* _Given problem_:
Reproduce the listing word for word, leaving every picture behind.
|---|
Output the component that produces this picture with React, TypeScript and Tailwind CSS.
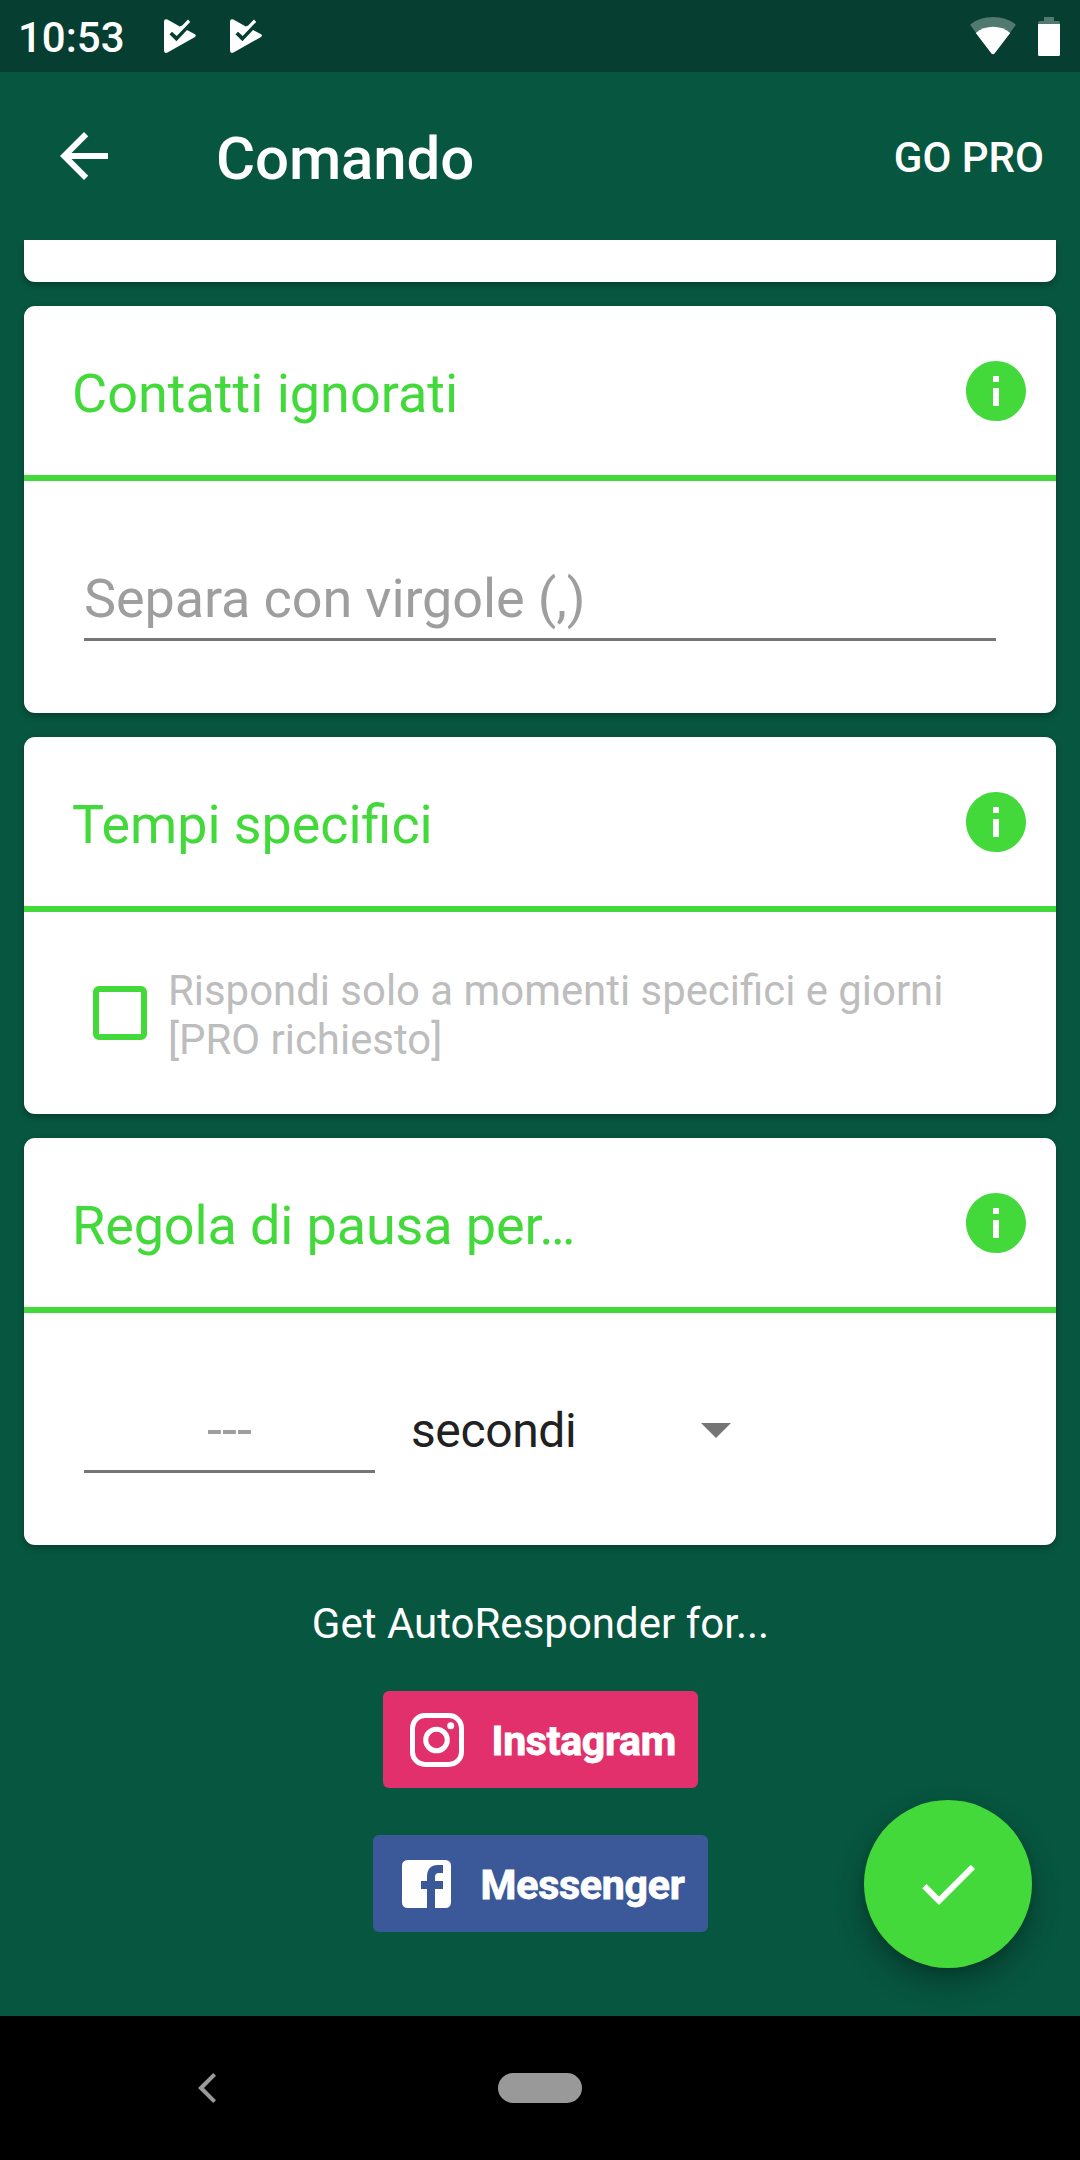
import type { ReactNode } from "react";

const PlayCheck = () => (
  <svg viewBox="0 -1 33 36" className="h-9 w-[33px]" fill="#fff">
    <path d="M3.4 0.5 L15.8 7.6 L18.2 6.6 L24 0.5 L26.2 2.9 L12.7 17 L8 12.8 L5.5 15.3 L12.4 22.3 L23 11 L31 15.3 Q32.8 16.5 31 17.9 L3.5 33.6 Q0 34.8 0 31.5 V2.5 Q0.2 -0.6 3.4 0.5Z" />
  </svg>
);

function InfoIcon() {
  return (
    <svg viewBox="0 0 24 24" className="h-[72px] w-[72px]" fill="#43d93b">
      <path d="M12 2C6.48 2 2 6.48 2 12s4.48 10 10 10 10-4.48 10-10S17.52 2 12 2zm1 15h-2v-6h2v6zm0-8h-2V7h2v2z" />
    </svg>
  );
}

interface CardProps {
  title: string;
  height: string;
  titleClass?: string;
  children: ReactNode;
}

function Card({ title, height, titleClass = "text-[54px]", children }: CardProps) {
  return (
    <section className={`flex flex-col rounded-[11px] bg-white shadow-[0_3px_6px_rgba(0,0,0,0.28)] ${height}`}>
      <header className="flex h-[175px] shrink-0 items-center justify-between border-b-[6px] border-[#43d93b] pr-6 pl-12">
        <h2 className={`pt-1.5 leading-[64px] text-[#43d93b] ${titleClass}`}>{title}</h2>
        <InfoIcon />
      </header>
      {children}
    </section>
  );
}

export default function App() {
  return (
    <div className="flex h-[2160px] w-[1080px] flex-col overflow-hidden bg-[#075640] font-['Roboto',sans-serif]">
      <div className="flex h-[72px] shrink-0 items-center bg-[#063f31] pr-5 pl-[18px] text-white">
        <span className="w-[146px] pt-1 text-[42px] leading-none font-medium">10:53</span>
        <div className="flex gap-[33px]">
          <PlayCheck />
          <PlayCheck />
        </div>
        <svg viewBox="0 0 46 38" className="ml-auto h-[38px] w-[46px]" fill="#fff">
          <path d="M0.6 8.6 Q0 7.8 0.8 7 Q10 0 23 0 Q36 0 45.2 7 Q46 7.8 45.4 8.6 L24.5 36.5 Q23 38 21.5 36.5Z" fillOpacity="0.3" />
          <path d="M5.8 16 Q13 9.7 23 9.7 Q33 9.7 40.2 16 L24.5 36.5 Q23 38 21.5 36.5Z" />
        </svg>
        <svg viewBox="0 0 22 39" className="ml-[22px] h-[39px] w-[22px]" fill="#fff">
          <path d="M6 0H16V4H20.5Q22 4 22 7H0Q0 4 1.5 4H6Z" fillOpacity="0.3" />
          <path d="M0 7H22V37.5Q22 39 20.5 39H1.5Q0 39 0 37.5Z" />
        </svg>
      </div>

      <div className="flex h-[168px] shrink-0 items-center pr-9 pl-12 text-white">
        <svg viewBox="0 0 24 24" className="h-[72px] w-[72px]" fill="#fff">
          <path d="M20 11H7.83l5.59-5.59L12 4l-8 8 8 8 1.41-1.41L7.83 13H20v-2z" />
        </svg>
        <h1 className="ml-24 pt-1.5 text-[60px] leading-none font-medium tracking-[-0.15px]">Comando</h1>
        <span className="ml-auto pt-1 text-[42px] leading-none font-medium">GO PRO</span>
      </div>

      <main className="relative flex h-[1776px] shrink-0 flex-col overflow-hidden px-6">
        <div className="mb-6 h-[42px] shrink-0 rounded-b-[11px] bg-white shadow-[0_3px_6px_rgba(0,0,0,0.28)]" />
        <div className="flex flex-col gap-6">
          <Card title="Contatti ignorati" height="h-[407px]">
            <div className="mx-15 mt-[86px] h-[74px] border-b-3 border-[#757575]">
              <p className="text-[54px] leading-[64px] tracking-[-0.12px] text-[#9e9e9e]">Separa con virgole (,)</p>
            </div>
          </Card>
          <Card title="Tempi specifici" height="h-[377px]" titleClass="text-[53.8px]">
            <div className="flex grow items-center pl-[69px]">
              <span className="h-[54px] w-[54px] shrink-0 rounded-md border-[6px] border-[#43d93b]" />
              <p className="ml-[21px] pt-1 text-[41.9px] leading-[49px] text-[#bdbdbd]">
                Rispondi solo a momenti specifici e giorni
                <br />
                [PRO richiesto]
              </p>
            </div>
          </Card>
          <Card title="Regola di pausa per…" height="h-[407px]" titleClass="text-[54px] tracking-[-0.14px]">
            <div className="mt-[84px] ml-15 flex">
              <div className="h-[76px] w-[291px] border-b-3 border-[#757575] text-center text-[54px] leading-[66px] text-[#9e9e9e]">
                ---
              </div>
              <span className="ml-9 w-[290px] text-[48px] leading-[68px] tracking-[-0.4px] text-[#212121]">secondi</span>
              <svg viewBox="0 0 30 15" className="mt-[26px] h-[15px] w-[30px]" fill="#757575">
                <path d="M0 0H30L15 15Z" />
              </svg>
            </div>
          </Card>
        </div>

        <div className="flex flex-col items-center pt-[54px] text-white">
          <p className="pl-px text-[42px] leading-[50px]">Get AutoResponder for...</p>
          <div className="mt-[42px] flex h-[97px] w-[315px] items-center rounded-md bg-[#e1306c] pl-[27px]">
            <svg viewBox="0 0 54 54" className="h-[54px] w-[54px]" fill="none" stroke="#fff" strokeWidth="5">
              <rect x="2.5" y="2.5" width="49" height="49" rx="12.5" />
              <circle cx="26.5" cy="27" r="10.8" />
              <circle cx="40.7" cy="12.7" r="3.5" fill="#fff" stroke="none" />
            </svg>
            <span className="ml-[28px] pt-[3px] text-[41px] leading-none font-bold tracking-[-0.3px] [-webkit-text-stroke:0.9px_#fff]">
              Instagram
            </span>
          </div>
          <div className="mt-[47px] flex h-[97px] w-[335px] items-center rounded-md bg-[#3b5998] pl-[29px]">
            <svg viewBox="0 0 49 48" className="h-12 w-[49px]">
              <rect width="49" height="48" rx="5.5" fill="#fff" />
              <path d="M25 48V29H19V21H25V17Q25 5 36 5H41V13H37Q33 13 33 17V21H41V29H33V48Z" fill="#3b5998" />
            </svg>
            <span className="ml-[30px] pt-[3px] text-[41px] leading-none font-bold tracking-[-0.2px] [-webkit-text-stroke:0.9px_#fff]">
              Messenger
            </span>
          </div>
        </div>

        <button className="absolute right-12 bottom-12 flex h-[168px] w-[168px] items-center justify-center rounded-full bg-[#43d93b] shadow-[0_14px_30px_rgba(0,0,0,0.3),0_2px_6px_rgba(0,0,0,0.12)]">
          <svg viewBox="0 0 24 24" className="h-[72px] w-[72px]" fill="#fff">
            <path d="M9 16.17L4.83 12l-1.42 1.41L9 19 21 7l-1.41-1.41z" />
          </svg>
        </button>
      </main>

      <nav className="flex h-36 shrink-0 items-center bg-black pl-[198px]">
        <svg viewBox="0 0 18 30" className="h-[30px] w-[18px]" fill="#999">
          <path d="M15.2 0 L18 2.8 L6 15 L18 27.2 L15.2 30 L0 15Z" />
        </svg>
        <span className="ml-[282px] h-[30px] w-[84px] rounded-full bg-[#999]" />
      </nav>
    </div>
  );
}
|---|
* _Problem solution_:
Output the component that produces this picture with React, TypeScript and Tailwind CSS.
import type { ReactNode } from "react";

const PlayCheck = () => (
  <svg viewBox="0 -1 33 36" className="h-9 w-[33px]" fill="#fff">
    <path d="M3.4 0.5 L15.8 7.6 L18.2 6.6 L24 0.5 L26.2 2.9 L12.7 17 L8 12.8 L5.5 15.3 L12.4 22.3 L23 11 L31 15.3 Q32.8 16.5 31 17.9 L3.5 33.6 Q0 34.8 0 31.5 V2.5 Q0.2 -0.6 3.4 0.5Z" />
  </svg>
);

function InfoIcon() {
  return (
    <svg viewBox="0 0 24 24" className="h-[72px] w-[72px]" fill="#43d93b">
      <path d="M12 2C6.48 2 2 6.48 2 12s4.48 10 10 10 10-4.48 10-10S17.52 2 12 2zm1 15h-2v-6h2v6zm0-8h-2V7h2v2z" />
    </svg>
  );
}

interface CardProps {
  title: string;
  height: string;
  titleClass?: string;
  children: ReactNode;
}

function Card({ title, height, titleClass = "text-[54px]", children }: CardProps) {
  return (
    <section className={`flex flex-col rounded-[11px] bg-white shadow-[0_3px_6px_rgba(0,0,0,0.28)] ${height}`}>
      <header className="flex h-[175px] shrink-0 items-center justify-between border-b-[6px] border-[#43d93b] pr-6 pl-12">
        <h2 className={`pt-1.5 leading-[64px] text-[#43d93b] ${titleClass}`}>{title}</h2>
        <InfoIcon />
      </header>
      {children}
    </section>
  );
}

export default function App() {
  return (
    <div className="flex h-[2160px] w-[1080px] flex-col overflow-hidden bg-[#075640] font-['Roboto',sans-serif]">
      <div className="flex h-[72px] shrink-0 items-center bg-[#063f31] pr-5 pl-[18px] text-white">
        <span className="w-[146px] pt-1 text-[42px] leading-none font-medium">10:53</span>
        <div className="flex gap-[33px]">
          <PlayCheck />
          <PlayCheck />
        </div>
        <svg viewBox="0 0 46 38" className="ml-auto h-[38px] w-[46px]" fill="#fff">
          <path d="M0.6 8.6 Q0 7.8 0.8 7 Q10 0 23 0 Q36 0 45.2 7 Q46 7.8 45.4 8.6 L24.5 36.5 Q23 38 21.5 36.5Z" fillOpacity="0.3" />
          <path d="M5.8 16 Q13 9.7 23 9.7 Q33 9.7 40.2 16 L24.5 36.5 Q23 38 21.5 36.5Z" />
        </svg>
        <svg viewBox="0 0 22 39" className="ml-[22px] h-[39px] w-[22px]" fill="#fff">
          <path d="M6 0H16V4H20.5Q22 4 22 7H0Q0 4 1.5 4H6Z" fillOpacity="0.3" />
          <path d="M0 7H22V37.5Q22 39 20.5 39H1.5Q0 39 0 37.5Z" />
        </svg>
      </div>

      <div className="flex h-[168px] shrink-0 items-center pr-9 pl-12 text-white">
        <svg viewBox="0 0 24 24" className="h-[72px] w-[72px]" fill="#fff">
          <path d="M20 11H7.83l5.59-5.59L12 4l-8 8 8 8 1.41-1.41L7.83 13H20v-2z" />
        </svg>
        <h1 className="ml-24 pt-1.5 text-[60px] leading-none font-medium tracking-[-0.15px]">Comando</h1>
        <span className="ml-auto pt-1 text-[42px] leading-none font-medium">GO PRO</span>
      </div>

      <main className="relative flex h-[1776px] shrink-0 flex-col overflow-hidden px-6">
        <div className="mb-6 h-[42px] shrink-0 rounded-b-[11px] bg-white shadow-[0_3px_6px_rgba(0,0,0,0.28)]" />
        <div className="flex flex-col gap-6">
          <Card title="Contatti ignorati" height="h-[407px]">
            <div className="mx-15 mt-[86px] h-[74px] border-b-3 border-[#757575]">
              <p className="text-[54px] leading-[64px] tracking-[-0.12px] text-[#9e9e9e]">Separa con virgole (,)</p>
            </div>
          </Card>
          <Card title="Tempi specifici" height="h-[377px]" titleClass="text-[53.8px]">
            <div className="flex grow items-center pl-[69px]">
              <span className="h-[54px] w-[54px] shrink-0 rounded-md border-[6px] border-[#43d93b]" />
              <p className="ml-[21px] pt-1 text-[41.9px] leading-[49px] text-[#bdbdbd]">
                Rispondi solo a momenti specifici e giorni
                <br />
                [PRO richiesto]
              </p>
            </div>
          </Card>
          <Card title="Regola di pausa per…" height="h-[407px]" titleClass="text-[54px] tracking-[-0.14px]">
            <div className="mt-[84px] ml-15 flex">
              <div className="h-[76px] w-[291px] border-b-3 border-[#757575] text-center text-[54px] leading-[66px] text-[#9e9e9e]">
                ---
              </div>
              <span className="ml-9 w-[290px] text-[48px] leading-[68px] tracking-[-0.4px] text-[#212121]">secondi</span>
              <svg viewBox="0 0 30 15" className="mt-[26px] h-[15px] w-[30px]" fill="#757575">
                <path d="M0 0H30L15 15Z" />
              </svg>
            </div>
          </Card>
        </div>

        <div className="flex flex-col items-center pt-[54px] text-white">
          <p className="pl-px text-[42px] leading-[50px]">Get AutoResponder for...</p>
          <div className="mt-[42px] flex h-[97px] w-[315px] items-center rounded-md bg-[#e1306c] pl-[27px]">
            <svg viewBox="0 0 54 54" className="h-[54px] w-[54px]" fill="none" stroke="#fff" strokeWidth="5">
              <rect x="2.5" y="2.5" width="49" height="49" rx="12.5" />
              <circle cx="26.5" cy="27" r="10.8" />
              <circle cx="40.7" cy="12.7" r="3.5" fill="#fff" stroke="none" />
            </svg>
            <span className="ml-[28px] pt-[3px] text-[41px] leading-none font-bold tracking-[-0.3px] [-webkit-text-stroke:0.9px_#fff]">
              Instagram
            </span>
          </div>
          <div className="mt-[47px] flex h-[97px] w-[335px] items-center rounded-md bg-[#3b5998] pl-[29px]">
            <svg viewBox="0 0 49 48" className="h-12 w-[49px]">
              <rect width="49" height="48" rx="5.5" fill="#fff" />
              <path d="M25 48V29H19V21H25V17Q25 5 36 5H41V13H37Q33 13 33 17V21H41V29H33V48Z" fill="#3b5998" />
            </svg>
            <span className="ml-[30px] pt-[3px] text-[41px] leading-none font-bold tracking-[-0.2px] [-webkit-text-stroke:0.9px_#fff]">
              Messenger
            </span>
          </div>
        </div>

        <button className="absolute right-12 bottom-12 flex h-[168px] w-[168px] items-center justify-center rounded-full bg-[#43d93b] shadow-[0_14px_30px_rgba(0,0,0,0.3),0_2px_6px_rgba(0,0,0,0.12)]">
          <svg viewBox="0 0 24 24" className="h-[72px] w-[72px]" fill="#fff">
            <path d="M9 16.17L4.83 12l-1.42 1.41L9 19 21 7l-1.41-1.41z" />
          </svg>
        </button>
      </main>

      <nav className="flex h-36 shrink-0 items-center bg-black pl-[198px]">
        <svg viewBox="0 0 18 30" className="h-[30px] w-[18px]" fill="#999">
          <path d="M15.2 0 L18 2.8 L6 15 L18 27.2 L15.2 30 L0 15Z" />
        </svg>
        <span className="ml-[282px] h-[30px] w-[84px] rounded-full bg-[#999]" />
      </nav>
    </div>
  );
}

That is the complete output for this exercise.